It has been a busy week of announcements so far by the PDC, and the one which has attracted the most attention has been the launch of the Women’s Series.
The darts leader announced on Tuesday afternoon that they will be staging four events, over the weekend of October 17-18, open to all female players aged 16 and above.
The events, which are being billed as a ‘mini-tour’ are replacing the two previous one-day qualifiers for the World Championship, with the two ladies who earn the most prize money across the four tournaments securing the two spots in the 2021 World Championship, due to be held in December this year.
The Women’s Series, which is being put on at the Chase Leisure Centre, in Cannock, is preceded by a free-to-enter qualifier, for the ladies, on the Friday, with the winner securing a spot in the Grand Slam of Darts.
Entry for the Women’s Series is £25 per event, with a prize fund of £20,000 spread out across the four events. When you consider that the reported total prize pot in the ladies’ World Championship, at the O2 in January this year, was £26,500, it’s a fair investment coming in from the PDC here.
Undoubtedly, this is a step in the right direction for the ladies’ game. A free hit at a qualifier, which offers the winner a minimum of three games on stage, and on TV, followed by two days of tournaments, with a prize fund not too dissimilar to what they would find on the BDO/WDF circuit, and with the dangling carrot of two spots in darts’ most lucrative tournament up for grabs for the two best performers.

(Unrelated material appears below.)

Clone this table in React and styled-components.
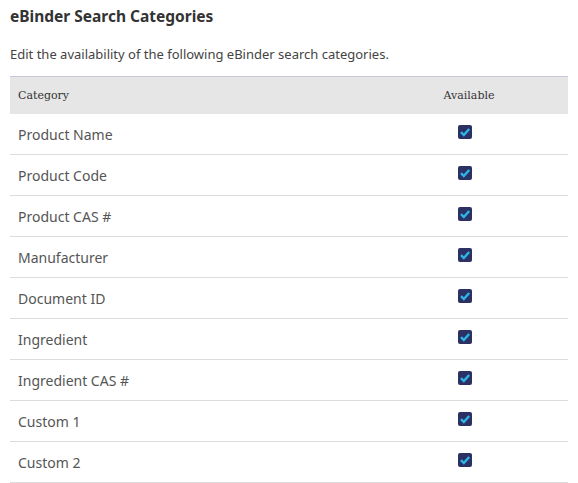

At the same time, you have to give the PDC credit, they have been clever here. The amount of attention last year’s World Championship got, thanks to the exploits of Fallon Sherrock, one of the two winners from the last ladies’ qualifiers, was in many ways unprecedented for the tournament.
Having the one-day qualifier does not guarantee that the best player will come through every time. Making it over four events gives the stronger players a better chance of coming through, as it allows for an off game or two. The odds on a Sherrock or a Mikuru Suzuki finishing in the top two, and qualifying, are now much smaller.
It is, in essence, a glorified World Championship qualifier. But it is also a chance for the PDC to dip their toe in the water a little bit more with ladies’ darts. PDC chairman Barry Hearn, speaking to the Weekly Dartscast back in April this year, when asked about the possibility of a PDC Women’s Tour, said: “Not really, but all our plans for anything new are on the shelf, because we’ve got to cope with this new world.
“Last year’s entries for the women’s qualifier were down on the year before, that doesn’t encourage me. We asked a lot of women who entered two years ago why they didn’t enter last year and they said they didn’t think they had a good chance.
“The PDC’s attitude is that we have no barriers for entry, we’re only built on ability. It’s up to the women themselves to make an effort to improve and be competitive against the men.”
Doing the math, the PDC will need 200 players to enter every event of the Women’s Series to break even on the £20,000 prize fund they have put up for it. Now the ball is in the ladies’ court, show the PDC that you will support these events in big numbers, and Hearn’s attitude towards starting up a women’s tour could change.
With the uncertainty right now about when the amateur/semi-professional circuit can restart again, this is a massive opportunity for the ladies to play competitive darts, and for a decent prize fund. And, in a playing environment run by the PDC themselves, in a professional manner.
I don’t know what the logistics or the cost looks like, but right now the weekend of October 17-18 is clear of any other PDC tournaments. Why not test the waters and stream the events on YouTube? The PDC has a huge following on that platform, recently passing 180,000 subscribers, funnily enough.
Give the ladies that platform, see what the numbers are like, and then use that to attract sponsors for a potential women’s tour. Only time will tell whether this announcement was the start of something life-changing for the ladies’ game, but the ladies, for that weekend at least, have our undivided attention.